Nick has represented physicians and pharmacies in virtually every corner of the United States and has demonstrated over and over how impactful a skilled and forceful intervention can be to end or derail a DEA or FBI investigation. Here are the three most recent examples:
- DEA Grand Jury Investigation. Nick represented a doctor in a grand jury investigation involving allegations of issuing medically unnecessary pain medications. The doctor was accused to have violated the Controlled Substances Act and various federal health care fraud statutes by administering controlled substances that the government deemed unnecessary, excessive, and dangerous. After a lengthy interview of his client and learning about his practice, Nick analyzed close to 100 patient charts, and identified a logical and ethical protocol as to why these patients (but not others) received the medications in question. With the conviction of his own findings and the comfort of having solved the governments misconception, Nick began a series of presentations at the U.S. Attorney’s Office with agents of the DEA, the FBI, the Department of Defense, the Office of Inspector General (OIG), the Department of Health and Human Services (HHS) as well as Justice Department prosecutors attending. While everyone ultimately agreed that the doctor should revisit and reconsider the issuance of these medications moving forward, everyone equally agreed with Nick’s arguments that Nick’s client did not commit a criminal act and deserves an end of the investigation.

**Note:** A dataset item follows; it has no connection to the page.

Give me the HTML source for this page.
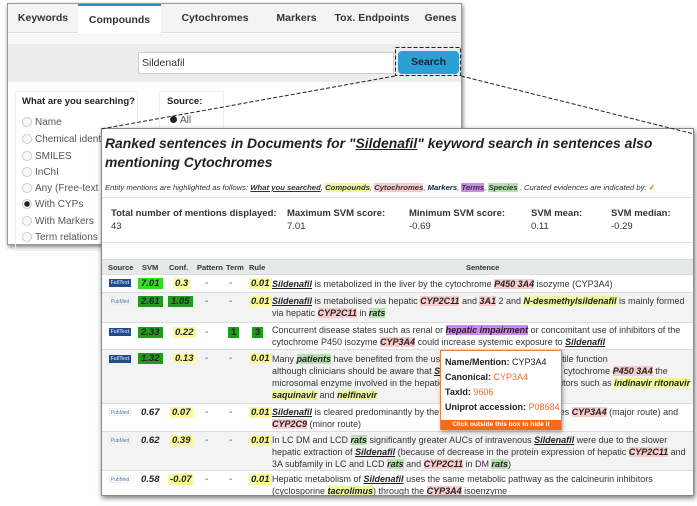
<!DOCTYPE html>
<html><head><meta charset="utf-8"><style>
*{margin:0;padding:0;box-sizing:border-box}
body{width:697px;height:506px;background:#fff;font-family:"Liberation Sans",Arial,sans-serif;position:relative;overflow:hidden;color:#222}
.abs{position:absolute}
#back{left:7px;top:3px;width:455px;height:242px;background:#fff;border:1px solid #999;box-shadow:1px 2px 4px rgba(0,0,0,.5)}
.tab{position:absolute;top:0;height:29px;font-size:10.5px;font-weight:bold;color:#333;line-height:29px;text-align:center}
.radio{position:absolute;left:14px;font-size:10px;color:#555}
.radio i{display:inline-block;width:10px;height:10px;border:1px solid #ccc;border-radius:50%;vertical-align:-2px;margin-right:3px;background:#fafafa}
#front{left:101px;top:128px;width:593px;height:368px;background:#fff;border:1px solid #888;box-shadow:1px 2px 5px rgba(0,0,0,.55);overflow:hidden}
.title{position:absolute;left:3px;font-size:13.9px;font-weight:bold;font-style:italic;color:#222;white-space:nowrap}
.leg{position:absolute;left:3px;top:54px;font-size:7.7px;font-style:italic;white-space:nowrap;color:#333}
.leg b{font-weight:bold}
.st{position:absolute;font-size:9.5px;white-space:nowrap;color:#333}
.st b{display:block;font-weight:bold;margin-bottom:2px}
.row{position:absolute;left:0;width:593px;border-top:1px solid #ddd}
.c{position:absolute;font-size:9.5px;font-weight:bold;font-style:italic;top:3px}
.s{position:absolute;left:170px;top:2px;font-size:9px;line-height:12px;white-space:nowrap;color:#333}
.kw{font-weight:bold;font-style:italic;text-decoration:underline;color:#222}
.cp{font-weight:bold;font-style:italic;background:#eef89a;color:#222}
.cy{font-weight:bold;font-style:italic;background:#f8cccc;color:#222}
.sp{font-weight:bold;font-style:italic;background:#b6e2b0;color:#222}
.tm{font-weight:bold;font-style:italic;background:#cc88ee;color:#222}
.g1{background:#33dd22;padding:0 3px}
.g2{background:#1f9a1f;padding:0 3px}
.y{background:#fafa99;padding:0 2px}
.ft{position:absolute;left:7px;top:4px;width:22px;height:8px;background:#234a8a;color:#bcd;font-size:5px;line-height:8px;text-align:center;font-weight:bold}
.pm{position:absolute;left:7px;top:4px;width:22px;height:8px;font-size:5px;line-height:8px;color:#57a;text-align:center;border:1px solid #eee}
.dash{position:absolute;font-size:10px;color:#555}
</style></head><body>

<div id="back" class="abs">
  <div class="abs" style="left:0;top:0;width:453px;height:29px;background:#f4f4f4;border-bottom:1px solid #ddd"></div>
  <div class="tab" style="left:0;width:70px">Keywords</div>
  <div class="tab" style="left:70px;width:83px;background:#fff;border-top:2px solid #2a8fc0;height:30px">Compounds</div>
  <div class="tab" style="left:153px;width:108px">Cytochromes</div>
  <div class="tab" style="left:255px;width:67px">Markers</div>
  <div class="tab" style="left:318px;width:92px">Tox. Endpoints</div>
  <div class="tab" style="left:410px;width:45px">Genes</div>
  <div class="abs" style="left:0;top:30px;width:453px;height:10px;background:#f7f7f7"></div>
  <div class="abs" style="left:0;top:40px;width:453px;height:38px;background:#ececec"></div>
  <div class="abs" style="left:130px;top:48px;width:256px;height:22px;background:#fff;border:1px solid #ccc;font-size:10.5px;line-height:20px;padding-left:3px;color:#333">Sildenafil</div>
  <div class="abs" style="left:390px;top:47px;width:61px;height:23px;background:#2aa0d4;border-radius:4px;color:#123;font-size:10.5px;font-weight:bold;line-height:23px;text-align:center">Search</div>
  <div class="abs" style="left:7px;top:87px;width:123px;height:160px;border:1px solid #eee"></div>
  <div class="abs" style="left:151px;top:87px;width:65px;height:40px;border:1px solid #eee"></div>
  <div class="abs" style="left:14px;top:92px;font-size:9.5px;font-weight:bold;color:#222">What are you searching?</div>
  <div class="abs" style="left:159px;top:92px;font-size:9.5px;font-weight:bold;color:#222">Source:</div>
  <div class="abs" style="left:162px;top:111px;font-size:10px;color:#555"><span style="display:inline-block;width:7px;height:7px;border-radius:50%;background:#222;margin-right:3px"></span>All</div>
  <div class="radio" style="top:113px"><i></i>Name</div>
  <div class="radio" style="top:130px"><i></i>Chemical identifier</div>
  <div class="radio" style="top:147px"><i></i>SMILES</div>
  <div class="radio" style="top:163px"><i></i>InChI</div>
  <div class="radio" style="top:179px"><i></i>Any (Free-text search)</div>
  <div class="radio" style="top:195px"><i style="background:radial-gradient(#222 0 2.5px,#fff 3px)"></i>With CYPs</div>
  <div class="radio" style="top:212px"><i></i>With Markers</div>
  <div class="radio" style="top:228px"><i></i>Term relations</div>
</div>

<div id="front" class="abs">
  <div class="title" style="top:6px">Ranked sentences in Documents for "<u>Sildenafil</u>" keyword search in sentences also</div>
  <div class="title" style="top:25px">mentioning Cytochromes</div>
  <div class="leg">Entity mentions are highlighted as follows: <b><u>What you searched</u></b>, <b style="background:#eef89a">Compounds</b>, <b style="background:#f8cccc">Cytochromes</b>, <b style="color:#124">Markers</b>, <b style="background:#cc88ee">Terms</b>, <b style="background:#b6e2b0">Species</b> . Curated evidences are indicated by: <span style="color:#e05010;font-style:normal;font-weight:bold">✓</span></div>
  <div class="abs" style="left:0;top:68px;width:593px;border-top:1px solid #e4e4e4"></div>
  <div class="st" style="left:9px;top:79px"><b>Total number of mentions displayed:</b>43</div>
  <div class="st" style="left:185px;top:79px"><b>Maximum SVM score:</b>7.01</div>
  <div class="st" style="left:307px;top:79px"><b>Minimum SVM score:</b>-0.69</div>
  <div class="st" style="left:429px;top:79px"><b>SVM mean:</b>0.11</div>
  <div class="st" style="left:509px;top:79px"><b>SVM median:</b>-0.29</div>
  <div class="abs" style="left:0;top:113px;width:593px;border-top:1px solid #e4e4e4"></div>

  <div class="row" style="top:130px;height:15px;background:#e5e9e8;font-size:7.5px;font-weight:bold;color:#333">
    <span class="abs" style="left:6px;top:3px">Source</span><span class="abs" style="left:40px;top:3px">SVM</span><span class="abs" style="left:67px;top:3px">Conf.</span><span class="abs" style="left:95px;top:3px">Pattern</span><span class="abs" style="left:124px;top:3px">Term</span><span class="abs" style="left:147px;top:3px">Rule</span><span class="abs" style="left:364px;top:3px">Sentence</span>
  </div>
  <div class="row" style="top:145px;height:18px;background:#fff">
    <div class="ft">FullText</div><span class="c g1" style="left:36px">7.01</span><span class="c y" style="left:71px">0.3</span><span class="dash" style="left:103px;top:3px">-</span><span class="dash" style="left:127px;top:3px">-</span><span class="c y" style="left:147px">0.01</span>
    <div class="s" style="top:3px"><span class="kw">Sildenafil</span> is metabolized in the liver by the cytochrome <span class="cy">P450 3A4</span> isozyme (CYP3A4)</div>
  </div>
  <div class="row" style="top:163px;height:30px;background:#f3f3f3">
    <div class="pm">PubMed</div><span class="c g2" style="left:36px">2.61</span><span class="c g2" style="left:66px">1.05</span><span class="dash" style="left:103px;top:3px">-</span><span class="dash" style="left:127px;top:3px">-</span><span class="c y" style="left:147px">0.01</span>
    <div class="s"><span class="kw">Sildenafil</span> is metabolised via hepatic <span class="cy">CYP2C11</span> and <span class="cy">3A1</span> 2 and <span class="cp">N-desmethylsildenafil</span> is mainly formed<br>via hepatic <span class="cy">CYP2C11</span> in <span class="sp">rats</span></div>
  </div>
  <div class="row" style="top:193px;height:27px;background:#fff">
    <div class="ft" style="top:5px">FullText</div><span class="c g2" style="left:36px;top:4px">2.33</span><span class="c y" style="left:71px;top:4px">0.22</span><span class="dash" style="left:103px;top:4px">-</span><span class="c g2" style="left:126px;top:4px;font-style:normal">1</span><span class="c g2" style="left:150px;top:4px;font-style:normal">3</span>
    <div class="s" style="top:1px"><span>Concurrent disease states such as renal or </span><span class="tm">hepatic impairment</span> or concomitant use of inhibitors of the<br>cytochrome P450 isozyme <span class="cy">CYP3A4</span> could increase systemic exposure to <span class="kw">Sildenafil</span></div>
  </div>
  <div class="row" style="top:220px;height:54px;background:#f3f3f3">
    <div class="ft" style="top:5px">FullText</div><span class="c g2" style="left:36px">1.32</span><span class="c y" style="left:71px">0.13</span><span class="dash" style="left:103px;top:3px">-</span><span class="dash" style="left:127px;top:3px">-</span><span class="c y" style="left:147px">0.01</span>
    <div class="s" style="top:3px">Many <span class="sp">patients</span> have benefited from the use of <span class="kw">Sildenafil</span> to improve erectile function<br>although clinicians should be aware that <span class="kw">Sildenafil</span> is metabolized by the cytochrome <span class="cy">P450 3A4</span> the<br>microsomal enzyme involved in the hepatic metabolism of protease inhibitors such as <span class="cp">indinavir ritonavir</span><br><span class="cp">saquinavir</span> and <span class="cp">nelfinavir</span></div>
  </div>
  <div class="row" style="top:274px;height:28px;background:#fff">
    <div class="pm">PubMed</div><span class="c" style="left:39px">0.67</span><span class="c y" style="left:68px">0.07</span><span class="dash" style="left:103px;top:3px">-</span><span class="dash" style="left:127px;top:3px">-</span><span class="c y" style="left:147px">0.01</span>
    <div class="s" style="top:2px"><span class="kw">Sildenafil</span> is cleared predominantly by the hepatic microsomal isoenzymes <span class="cy">CYP3A4</span> (major route) and<br><span class="cy">CYP2C9</span> (minor route)</div>
  </div>
  <div class="row" style="top:302px;height:39px;background:#f3f3f3">
    <div class="pm">PubMed</div><span class="c" style="left:39px">0.62</span><span class="c y" style="left:68px">0.39</span><span class="dash" style="left:103px;top:3px">-</span><span class="dash" style="left:127px;top:3px">-</span><span class="c y" style="left:147px">0.01</span>
    <div class="s" style="top:2px">In LC DM and LCD <span class="sp">rats</span> significantly greater AUCs of intravenous <span class="kw">Sildenafil</span> were due to the slower<br>hepatic extraction of <span class="kw">Sildenafil</span> (because of decrease in the protein expression of hepatic <span class="cy">CYP2C11</span> and<br>3A subfamily in LC and LCD <span class="sp">rats</span> and <span class="cy">CYP2C11</span> in DM <span class="sp">rats</span>)</div>
  </div>
  <div class="row" style="top:341px;height:27px;background:#fff">
    <div class="pm">PubMed</div><span class="c" style="left:39px">0.58</span><span class="c y" style="left:66px">-0.07</span><span class="dash" style="left:103px;top:3px">-</span><span class="dash" style="left:127px;top:3px">-</span><span class="c y" style="left:147px">0.01</span>
    <div class="s" style="top:2px">Hepatic metabolism of <span class="kw">Sildenafil</span> uses the same metabolic pathway as the calcineurin inhibitors<br>(cyclosporine <span class="cp">tacrolimus</span>) through the <span class="cy">CYP3A4</span> isoenzyme</div>
  </div>
</div>

<div class="abs" style="left:440px;top:350px;width:122px;height:80px;background:#fff;border:1px solid #f08040;box-shadow:1px 2px 4px rgba(0,0,0,.35);font-size:9px;color:#222">
  <div class="abs" style="left:4px;top:6px;white-space:nowrap"><b>Name/Mention:</b> CYP3A4</div>
  <div class="abs" style="left:4px;top:21px;white-space:nowrap"><b>Canonical:</b> <span style="color:#f06a30">CYP3A4</span></div>
  <div class="abs" style="left:4px;top:36px;white-space:nowrap"><b>TaxId:</b> <span style="color:#f06a30">9606</span></div>
  <div class="abs" style="left:4px;top:51px;white-space:nowrap"><b>Uniprot accession:</b> <span style="color:#f06a30">P08684</span></div>
  <div class="abs" style="left:0;top:69px;width:120px;height:10px;background:#f26b1d;color:#fff;font-size:6.6px;font-weight:bold;text-align:center;line-height:10px">Click outside this box to hide it</div>
</div>

<svg class="abs" style="left:0;top:0" width="697" height="506">
  <g fill="none" stroke="#222" stroke-width="1" stroke-dasharray="4,2">
    <rect x="395.5" y="47.5" width="65" height="28"/>
    <line x1="395" y1="76" x2="101" y2="129"/>
    <line x1="461" y1="76" x2="694" y2="134"/>
  </g>
</svg>
</body></html>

- DEA Patient Files Subpoena. Nick’s client was contacted by a team of DEA agents with a request to surrender his DEA license, his medical license, and to report to law-enforcement authorities. The agents described the doctor situation as hopeless and insinuated “life behind bars” for having caused the deaths of several patients due to the physician’s opioid dispensing. Desperate for help, the physician reached out to Nick to turn his case around. While the doctor’s previous lawyer thought that sitting back to see what happens would be the right approach, Nick radically disagreed and initiated a zealous, proactive approach and engaged in intense discussions and negotiations with the DEA. At the end of those meetings, the DEA agreed that a mere administrative sanctioning would be sufficient and enough to end and close this investigation. Nick’s client was never charged, was never fined, and he continues to practice medicine.
- DEA Medical Office Search Warrant. Nick’s client was surprised by a team of DEA agents showing up one morning with a search warrant to search and seize the medical office. Nick was hired a few days later to make sure the case would not turn into a federal indictment. Realizing that the allegations were strong on paper but weak compared to the true facts, Nick and his team confronted the Assistant United States Attorney with the deficiencies of the affidavit supporting the warrant as well as Nick’s own findings from interviews conducted with his client and staff members. While Nick could not undo the search warrant itself, Nick was able to convince the U.S. Attorney’s Office not to pursue the case further and to close the investigation with no charges filed.